I will say up front that everyone did their homework here. Bradley Cooper contorted himself. Patricia Clarkson fluttered.  Alessandro Nivola suffered admirably. But the entire endeavor felt like everyone was sitting for a painting and not acting in a play.  Pose. Speak. Exeunt. There was something so utterly turgid in the goings on. Sure it's a period piece and there are corsets and stiff-upper lip Brits but God almighty did there also need to be rods up everyone's asses. Like porcelain dolls on display this production came across like a waxworks museum but not a full-blooded play. And there are some worthwhile emotions to be mined here. Of all the performers Nivola is the only one who managed to express them. 

Putting aside the terrible British accents and a set entirely consisting of curtains, I could not recall what made this play so electric when I saw it 20 years ago--oh yeah I do, it was Billy Crudup. He managed to craft a fully-developed character and make himself vulnerable. Cooper does not embarrass himself here but I kept waiting for something more than a blank look on his face.  He was so focused on his contortions and his accent (which was very good through a contorted mouth so A++ on that) that I didn't feel like much else was happening.  At intermission enough people were raving about his blue eyes that I guess it didn't matter to anyone else. They had all come to fawn and felt it money well spent to see their "favorite" actor act.   I'm no fangirl for Mr. Cooper but I was excited to see an actor who I had heard had done a great job try out this challenging role. And he carries the physical challenges of the role admirably.
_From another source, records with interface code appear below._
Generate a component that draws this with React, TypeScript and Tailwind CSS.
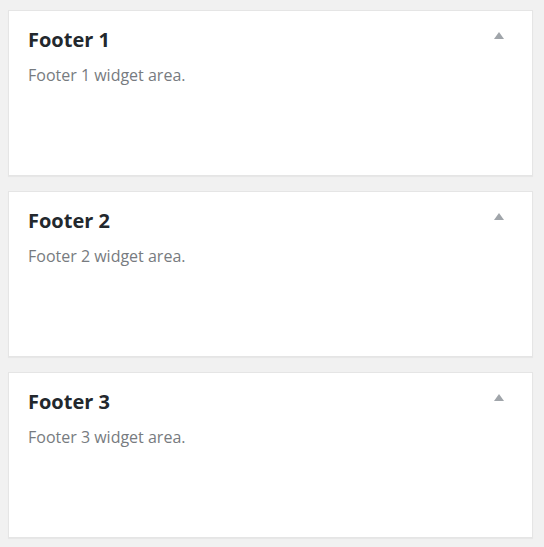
const areas = [1, 2, 3];

function FooterPanel({ n }: { n: number }) {
  return (
    <div className="h-[166px] bg-white border border-[#e5e5e5] shadow-[0_1px_1px_rgba(0,0,0,0.04)] pl-[19px] pr-[28px] pt-[15px]">
      <div className="flex items-start justify-between">
        <h3 className="text-[20px] leading-[28px] font-bold text-[#23282d]">Footer {n}</h3>
        <svg width="10" height="8" viewBox="0 0 10 8" className="mt-[6px]">
          <polygon points="5,0 10,7 0,7" fill="#a0a5aa" />
        </svg>
      </div>
      <p className="mt-[11px] text-[16px] leading-[20px] text-[#777b80]">Footer {n} widget area.</p>
    </div>
  );
}

export default function App() {
  return (
    <div
      className="w-[544px] h-[547px] bg-[#f1f1f1] pl-[8px] pr-[11px] pt-[10px] flex flex-col gap-[15px]"
      style={{ fontFamily: '"Open Sans", sans-serif' }}
    >
      {areas.map((n) => (
        <FooterPanel key={n} n={n} />
      ))}
    </div>
  );
}
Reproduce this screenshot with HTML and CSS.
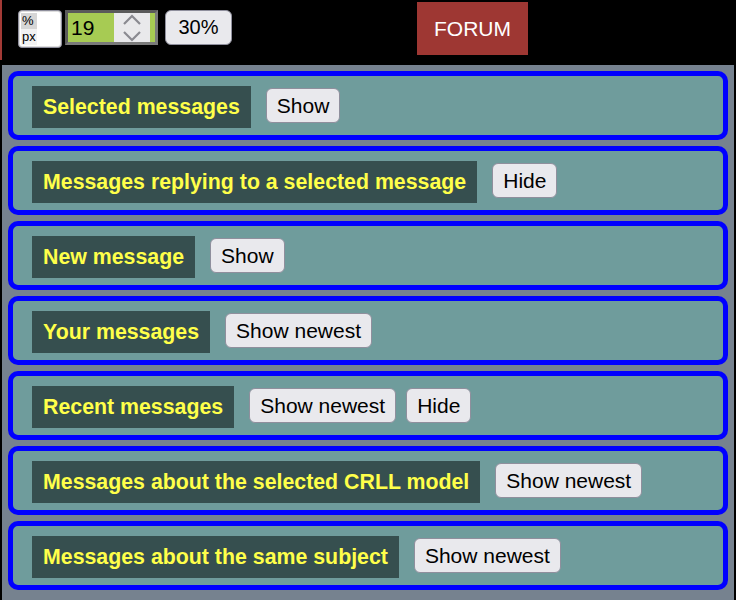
FILE: index.html
```html
<!DOCTYPE html>
<html lang="en">

<head>
  <meta charset="UTF-8">
  <title>Forum</title>
  <link rel="stylesheet" href="styles.css">
</head>

<body>

  <!-- Top bar -->
  <div id="topBar">
    <div class="unitList">
      <span class="unit selected">%</span>
      <span class="unit">px</span>
    </div>
    <div class="sizeInput">
      <span class="sizeValue">19</span>
      <span class="spinner">
        <svg width="22" height="30" viewBox="0 0 22 30">
          <path d="M3 11 L11 3 L19 11" fill="none" stroke="#8a8a90" stroke-width="2.2"/>
          <path d="M3 19 L11 27 L19 19" fill="none" stroke="#8a8a90" stroke-width="2.2"/>
        </svg>
      </span>
    </div>
    <button class="btn zoomBtn">30%</button>
    <div id="forumTab">FORUM</div>
  </div>

  <!-- Message panels -->
  <div id="panels">
    <div class="panel">
      <h2>Selected messages</h2>
      <button class="btn">Show</button>
    </div>
    <div class="panel">
      <h2>Messages replying to a selected message</h2>
      <button class="btn">Hide</button>
    </div>
    <div class="panel">
      <h2>New message</h2>
      <button class="btn">Show</button>
    </div>
    <div class="panel">
      <h2>Your messages</h2>
      <button class="btn">Show newest</button>
    </div>
    <div class="panel">
      <h2>Recent messages</h2>
      <button class="btn">Show newest</button>
      <button class="btn">Hide</button>
    </div>
    <div class="panel">
      <h2>Messages about the selected CRLL model</h2>
      <button class="btn">Show newest</button>
    </div>
    <div class="panel">
      <h2>Messages about the same subject</h2>
      <button class="btn">Show newest</button>
    </div>
  </div>

</body>

</html>
```

FILE: styles.css
```css
body {
  margin: 0;
  background: black;
  font-family: 'Liberation Sans', Arial, sans-serif;
  overflow: hidden;
}

#topBar {
  display: flex;
  align-items: flex-start;
  height: 60px;
  margin-bottom: 5px;
  padding-left: 16px;
  border-left: 2px solid #a33a36;
}

.unitList {
  display: flex;
  flex-direction: column;
  width: 40px;
  height: 34px;
  margin-top: 10px;
  padding: 2px 0 0 2px;
  background: white;
  border: 1px solid #8f8f9d;
  border-radius: 4px;
  box-shadow: inset 0 0 0 1px #ddd;
}

.unit {
  width: 15px;
  height: 16px;
  padding-left: 1px;
  font-size: 13px;
  line-height: 16px;
  color: black;
  background: #f2f2f2;
}

.unit.selected {
  background: #d6d6d6;
}

.sizeInput {
  display: flex;
  align-items: stretch;
  width: 87px;
  height: 29px;
  margin: 10px 0 0 3px;
  background: #a7cb53;
  border: 3px solid;
  border-color: #5a5a5a #7a7a7a #7a7a7a #5a5a5a;
}

.sizeValue {
  flex: 1;
  padding-left: 3px;
  font-size: 21px;
  line-height: 29px;
  color: black;
}

.spinner {
  display: flex;
  align-items: center;
  justify-content: center;
  width: 36px;
  margin-right: 5px;
  background: #e9e9eb;
}

.btn {
  height: 35px;
  padding: 0 10px;
  font-family: 'Liberation Sans', Arial, sans-serif;
  font-size: 21px;
  color: black;
  background: #e9e9ed;
  border: 1px solid #8f8f9d;
  border-radius: 6px;
}

.zoomBtn {
  margin: 10px 0 0 7px;
  width: 67px;
  font-size: 20px;
}

#forumTab {
  margin: 2px 0 0 185px;
  width: 111px;
  height: 53px;
  line-height: 53px;
  text-align: center;
  font-size: 21px;
  color: white;
  background: #9e3733;
}

#panels {
  display: flex;
  flex-direction: column;
  gap: 6px;
  height: 535px;
  margin: 0 2px;
  padding: 6px;
  background: #76828f;
}

.panel {
  display: flex;
  align-items: flex-start;
  gap: 10px;
  padding: 10px 15px 7px 19px;
  background: #6f9c9c;
  border: 5px solid #0000ff;
  border-radius: 10px;
}

.panel h2 {
  margin: 0 5px 0 0;
  height: 42px;
  padding: 0 11px;
  line-height: 42px;
  font-size: 21.33px;
  font-weight: bold;
  color: #ffff4a;
  background: #364f4f;
}

.panel .btn {
  margin-top: 2px;
}
```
But it just felt empty.  He remained a cypher. And the mechanics alone are not why one shows up for this show.  The emotional core really needs to be there.

I was unexpectedly disappointed in Patricia Clarkson. I have loved her in so many movies but here she just seemed out of her element. Her accent came and went and her most critical scene, where she makes herself most vulnerable to Merrick, neither of them seemed to really express the true devastation of it. It was all whimper and no bang.

Nivola however continues to turn in strong roles without a lot of fanfare. Coming after The Winslow Boy last season I hope he decides to keep doing theater. His argument with Merrick in the aftermath of Mrs. Kendal's departure really got under the skin of his character and he got to show a lot of layers.  He's feeling everything when no one else around him is.  It starts to feel like a weird episode of the Twilight Zone where everyone else is a robot and he's just figured out he's the only human.   I was grateful to have him.But one man cannot carry this show alone. 

Maybe this minimalism and curtain-based theatricality worked on the small stage in Williamstown but here I just felt the large swaths of emptiness. Then again after seeing this production I started to think this play, as performed, did not have enough to sustain itself even for two hours.